As he left, Lightoller also cites Smith as saying: “If it is going to be hazy, we shall have to go very slow.”
This is a repeat of a fragment of conversation that Lightoller only belatedly recollected and gave to the British Inquiry in response to question 14191.
4. PRIOR ICE
There are now specific denials that ice was seen prior to the impact, even though it had been expected for two hours, according to Lightoller. Lookout Symons said he had “smelt ice” at 9pm. There was no diminution in the ship’s speed, a factor held to constitute negligence in the unusual circumstance of there being so many ice warnings that day.
5. BINOCULARS
There is again a variation of opinion about the wisdom of lookouts having glasses.

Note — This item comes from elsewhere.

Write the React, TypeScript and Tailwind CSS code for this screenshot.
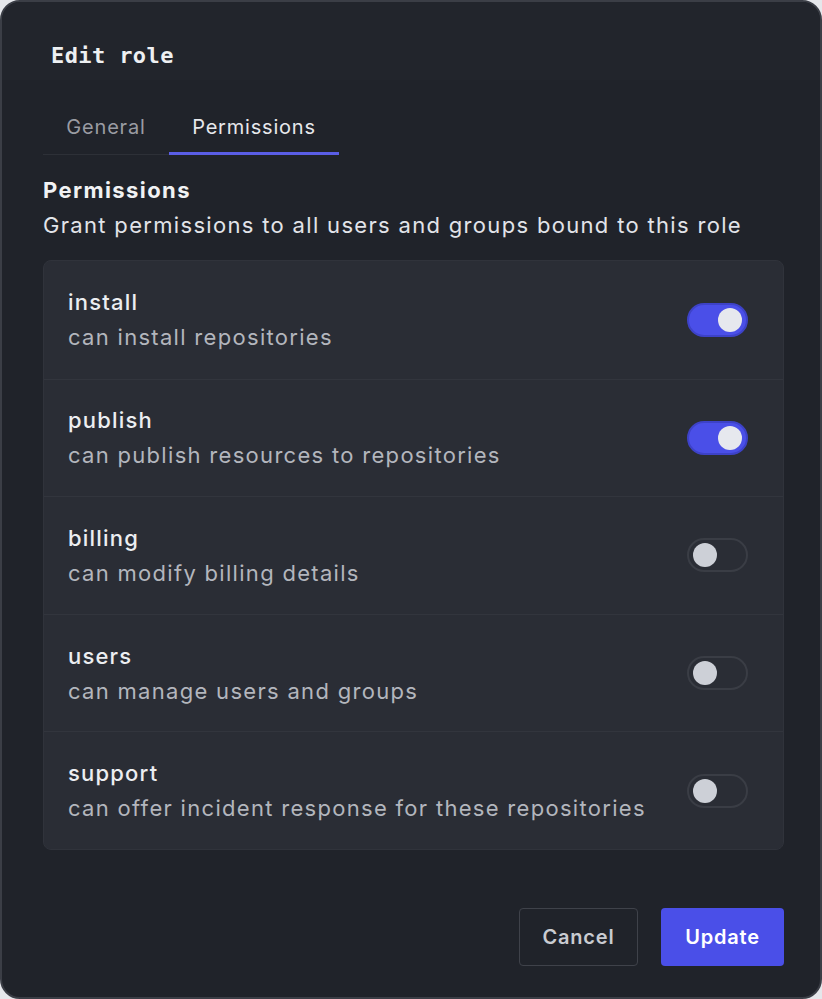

It is clear the lookouts wanted them, and had asked for them. Lightoller said in the British Inquiry that he knew of “no complaint” and did not know why they were not provided. He clashed with Symons, who said Lightoller had gone into another officer’s room, he presumed that of Murdoch, to raise the lookouts’ concern to return with the words “Symons, there are none.”
Now Lightoller confirms that he did indeed report the matter to his “senior officer” and was told that there were none available.
There is much else besides, including two claims that the iceberg was 50-60ft above the waterline. And there are interesting statistics cited, as a result of experiments with the turning circle of the Olympic, that the Titanic would have advanced 440 yards forward by the time the stem crept two points to port.
This suggests that the berg was indeed around 500 yards away (as elsewhere cited in evidence) when first sighted. This is just less than one quarter of a nautical mile (1nm = 2026.66 yards).
In the words of lookout Reg Lee, another thirty seconds’ notice would have been enough for the ship to have evaded the danger and saved the lives of all on board.
An earlier end to the coal strike might meanwhile have saved Ryan. He was originally booked to sail from Queenstown on the Cymric, a voyage cancelled for want of solid fuel.